平成二四年に施行された「都市の低炭素化の促進に関する法律(エコまち法)」を踏まえ、都心に位置する港区は、活発な社会経済活動や総人口の増加に伴い、二酸化炭素排出量が増加傾向にある中で、目指すべき将来像「人にやさしく かがやくまち 環境都心 みなと」の実現に向け、都市の低炭素化を強力に推進するため、平成二七年一〇月に「港区低炭素まちづくり計画」を策定した。平成二八年三月には、区が率先して地球温暖化対策に取り組むため、「第四次港区環境率先実行計画」(「第四次みんなとエコ21計画」)を策定し、新たな温室効果ガスの排出削減目標を設定して取組が推進された。
この間、平成二七年に国連気候変動枠組条約第二一回締約国会議(COP21)において採択された、令和二年度以降の新たな国際的な枠組みである「パリ協定」に基づき、国は令和一二年度の温室効果ガス排出量を平成二五年度比マイナス26%とする新たな目標を掲げた。平成二七年九月に「国連持続可能な開発サミット」が開催され、「持続可能な開発のための二〇三〇アジェンダ」が採択され、「持続可能な開発目標(SDGs)」が定められた。持続可能な開発目標は、一七の目標(ゴール)で構成され、気候変動とその影響に立ち向かうため、緊急対策を取ることが目標の一つとされた。

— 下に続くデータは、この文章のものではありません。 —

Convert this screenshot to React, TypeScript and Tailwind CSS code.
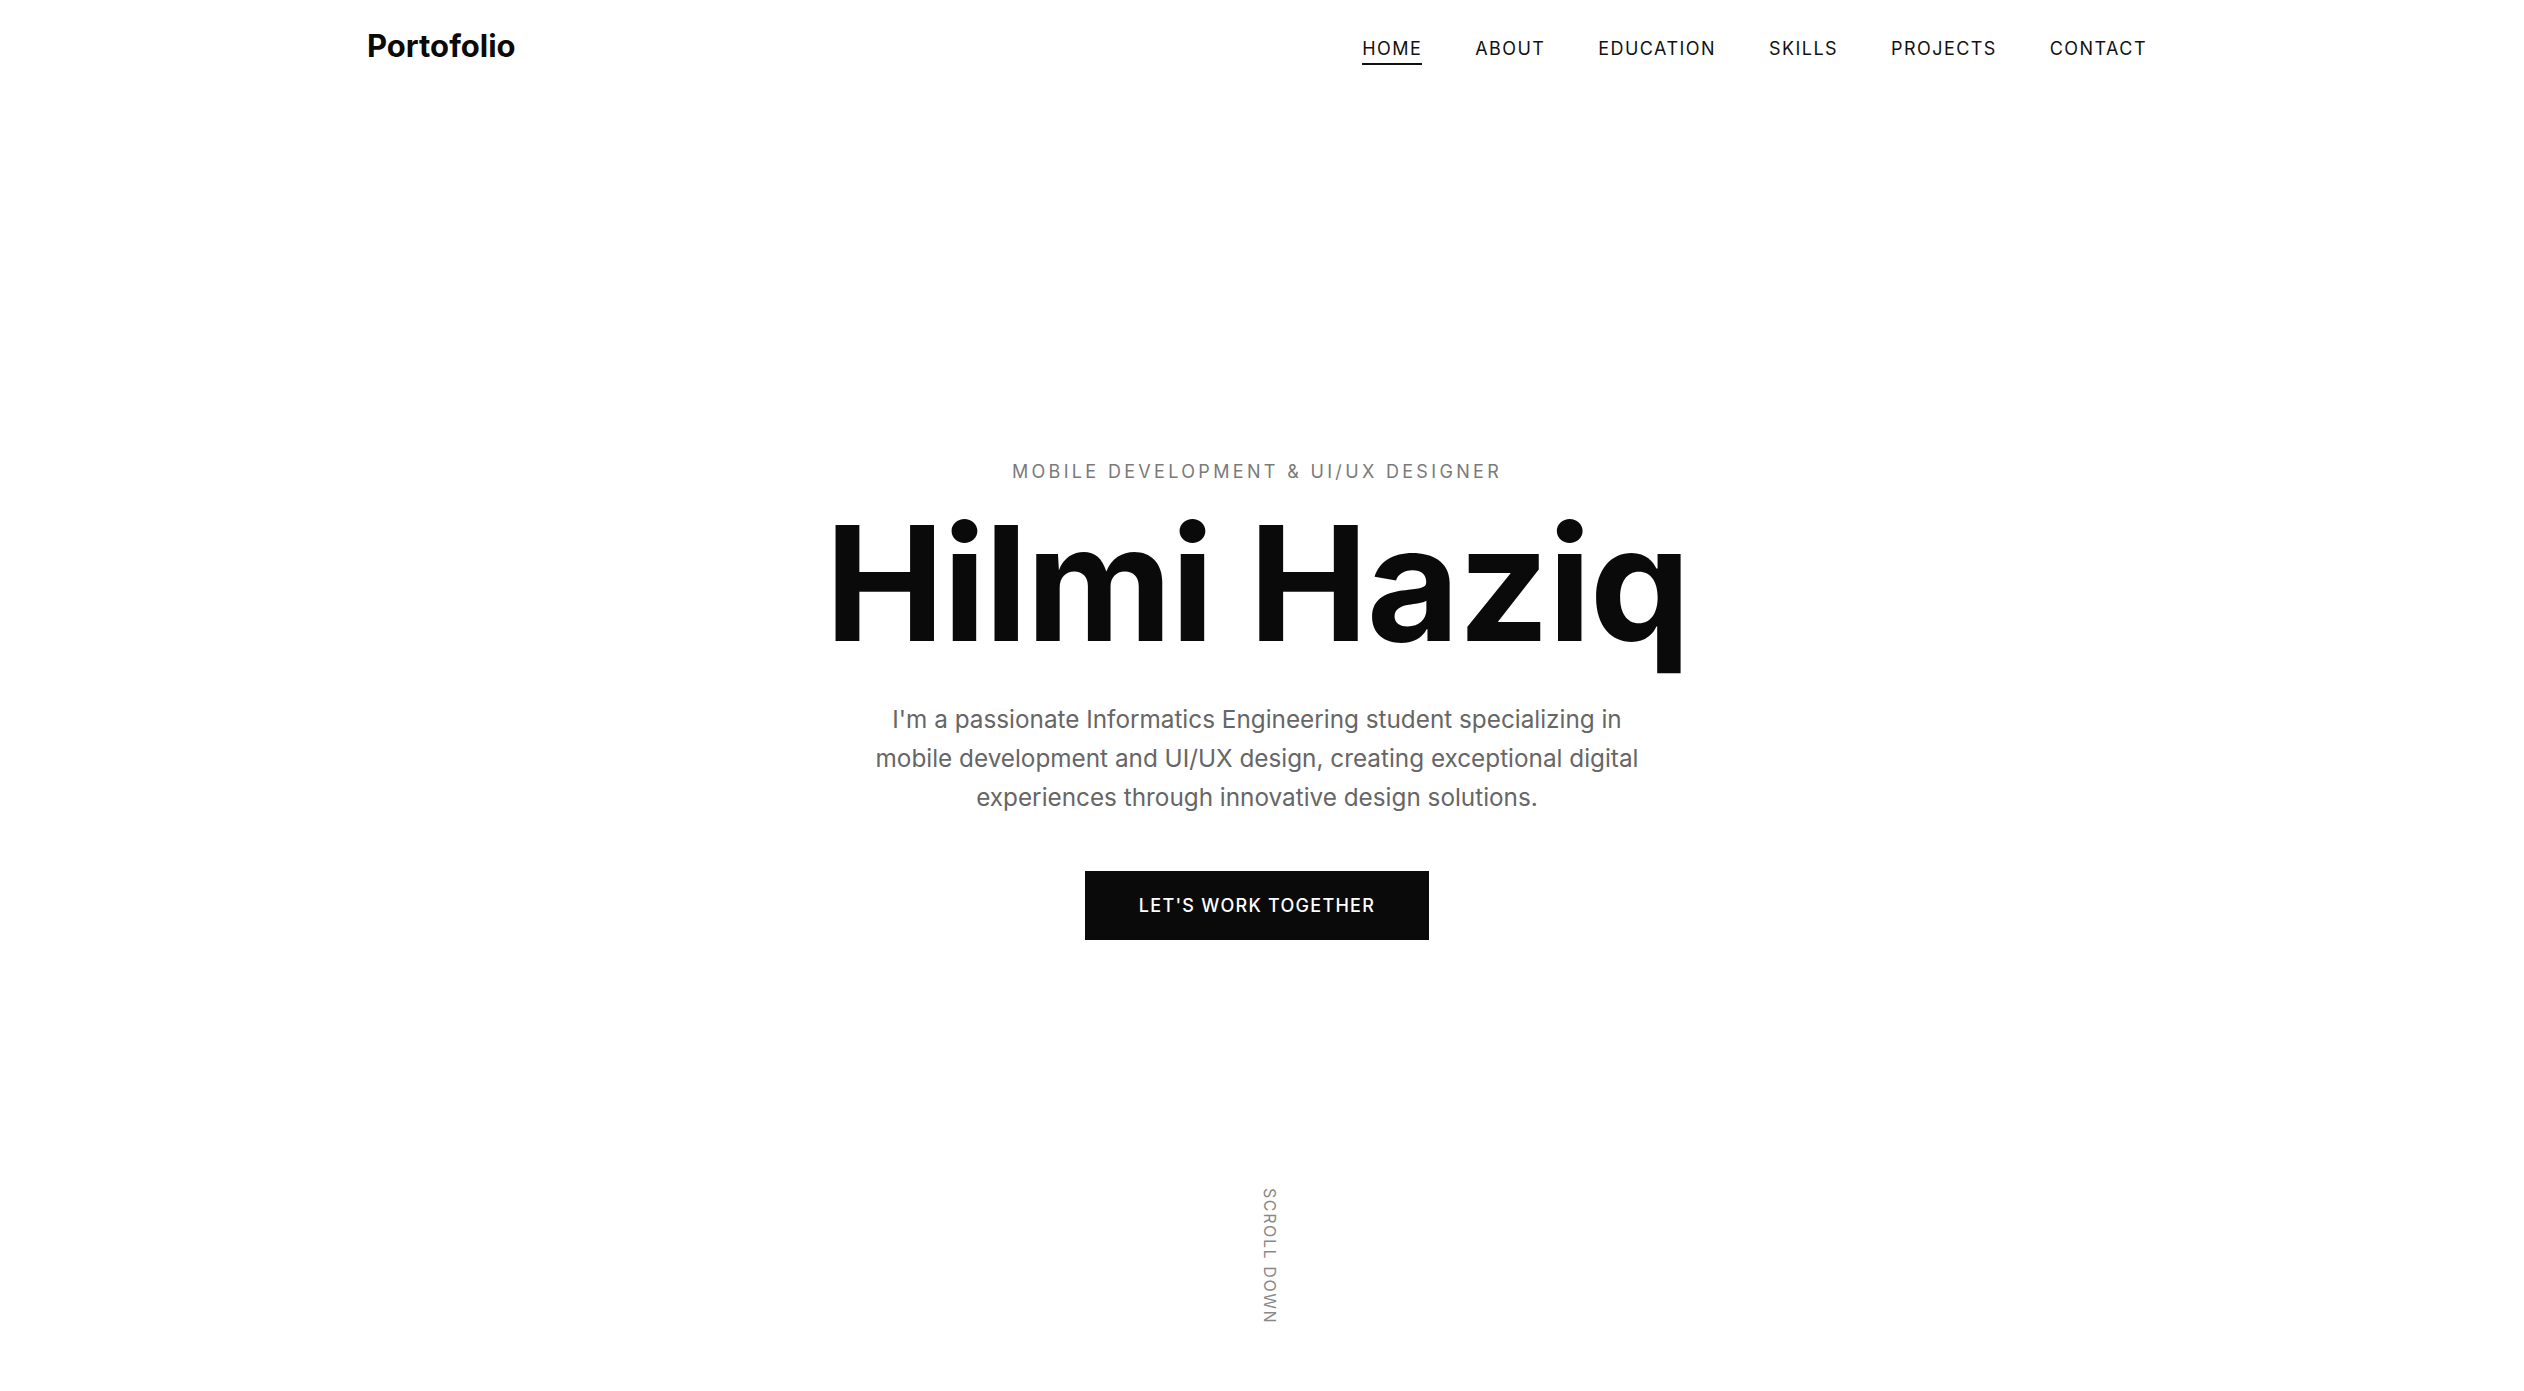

港区では、人口や建築物の延床面積の増加により、今後も温室効果ガス排出量やエネルギー消費量の増加が見込まれたため、区は、地球規模の環境の変化や、今後ますますの活性化が予想される区内の社会経済活動に的確に対応するため、「港区地球温暖化対策地域推進計画」を改定した。平成三〇年三月改定の同計画では、区内の二酸化炭素排出量を、平成一九~二一年度の平均値に対し、令和二年度には6・8%削減、令和一二年度には37%削減する目標を示した。
都心で人口増と高層化が進む地域の特徴を踏まえて、港区では、二酸化炭素の固定先としての森林に着目し、森林が豊かな地方公共団体と連携・交流しながら温室効果ガスの削減を図る施策が展開された。このための施策が「みなと区民の森」と「みなとモデル二酸化炭素固定認証制度」(後述)である。